The historic battle of Gettysburg in the summer of 1863 pretty well ended the Civil War in favor of the Union is a perception held by many Americans today. However, Dr. Gary Gallagher, who has served as a professor at the University of Virginia and the University of Texas, said tonight at the Wichita Falls Civil War Roundtable meeting that the North was in greater danger of losing the war a year later during the summer of 1864 rather than right after Gettysburg.
Gallagher's comments were made during the September Civil War Roundtable meeting tonight, Wednesday, Sept. 25 in Wichita Falls, Texas.
"The public was getting disenchanted in the North with the lack of a clearcut victory by the summer of 1864. During a one-month stretch of brutal fighting the Union suffered 60,000 fatalities and the Confederates suffered 30,000 deaths," according to Dr. Gallagher, who is one of America's pre-eminent experts of the Civil War.
"It was a period of continuous fighting during August of 1864 with General Ulysses Grant losing 2,000 men everyday and General Robert E. Lee losing 1,000 soldiers everyday. Proportionately, those losses were devastating to the South because they had a much smaller army to begin with," the acclaimed professor said.
"General Grant knew the public was tired of the war and many people were thinking the killing should stop and a truce should be reached with the South being allowed to leave the Union. That is why Grant picked up the pace of the fighting during this timeframe to try and achieve a conclusive victory," Gallagher further said.
Cold Harbor was one of the bloodiest battles during this time during which Grant threw the full force of his army at Lee in an attempt to land a knockout blow. This attempt failed.
Lee, on the other hand, was hampered by poor health during this critical time in the war. Gallagher said had Stonewall Jackson been alive at the time Lee would've turned the campaign over to him, and he might have led a counterattack which could've possibly turned the tide of the war. However, Jackson had mistakenly been killed by one of his own snipers and was no longer available as Lee's right hand man. Gallagher said Lee's health is thought by some to have been a factor at Gettysburg as some observers have speculated he suffered a heart attack which affected his judgment during that titanic struggle and particularly Pickett's Charge.
Jack Hill, head of the Civil War chapter, confirmed that most people today believe Gettysburg was pretty much the end of the war while in reality the North was very vulnerable a year later during the summer campaign of 1864.
Scott Fitts also showed slides of his visit along with wife Sherry Fitts to the Gettysburg Re-enactment on July 4, 2013 during the meeting Wednesday night at Jack Hill's home.
Fitts also showed pictures of Thomas Jefferson's home Monticello which he and his wife also visited.

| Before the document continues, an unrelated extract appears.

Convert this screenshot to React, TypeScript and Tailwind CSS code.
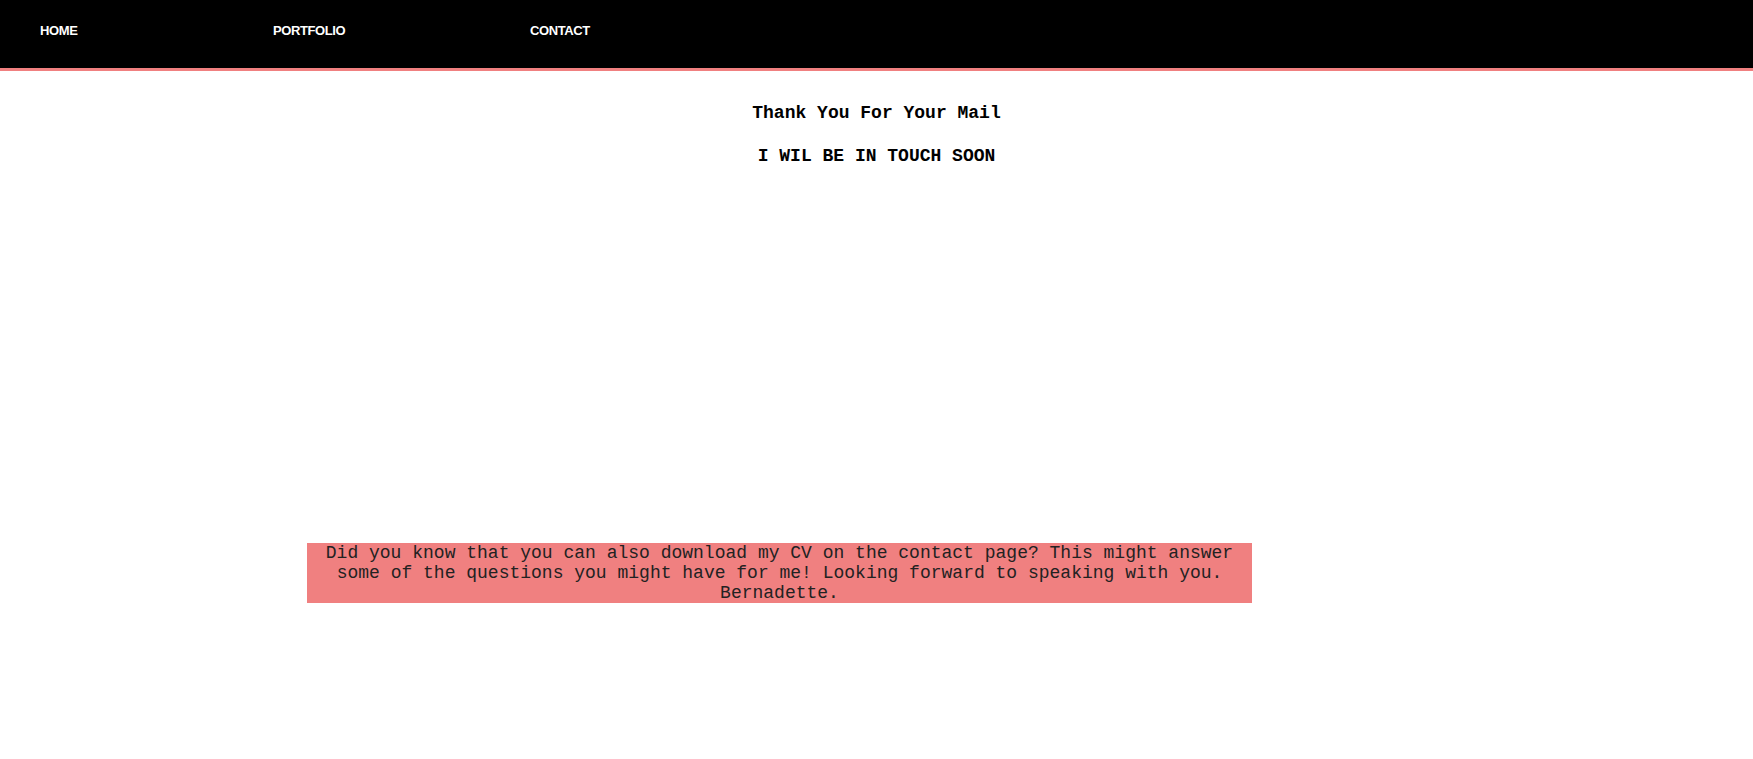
export default function App() {
  return (
    <div className="min-h-[759px] bg-white">
      {/* barra de navegação */}
      <nav className="h-[71px] bg-black border-b-[3px] border-[#f08080]">
        <ul className="flex pt-[23px] pl-[40px] font-['Liberation_Sans',Arial,sans-serif] text-[13px] leading-[15px] font-bold text-white tracking-[-0.4px]">
          <li className="w-[233px]">HOME</li>
          <li className="w-[257px]">PORTFOLIO</li>
          <li>CONTACT</li>
        </ul>
      </nav>

      <main className="font-['Liberation_Mono','Courier_New',monospace]">
        <div className="pt-[32px] text-center text-[18px] leading-[20px] font-bold text-black">
          <h3>Thank You For Your Mail</h3>
          <h3 className="mt-[23px]">I WIL BE IN TOUCH SOON</h3>
        </div>

        <div className="mt-[377px] ml-[307px] w-[945px] bg-[#f08080] text-center text-[18px] leading-[20px] text-[#222]">
          <p>
            Did you know that you can also download my CV on the contact page? This might answer some of the
            questions you might have for me! Looking forward to speaking with you. Bernadette.
          </p>
        </div>
      </main>
    </div>
  )
}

"The house was built to include four stories with about 20,000 square feet," Fitts explained to the group tonight.
The Fitts' family also visited President Monroe's and President Madison's homes during their summer trip.
Wichita Falls members of the group who attended the Gettysburg Re-enactment this summer include Ronnie Hicks, Bob Hampton, Scott and Sherry Fitts and Jack Hill and Carolyn Hill. Wichita Falls dentist Glen Beck also participated at Gettysburg by firing his cannon.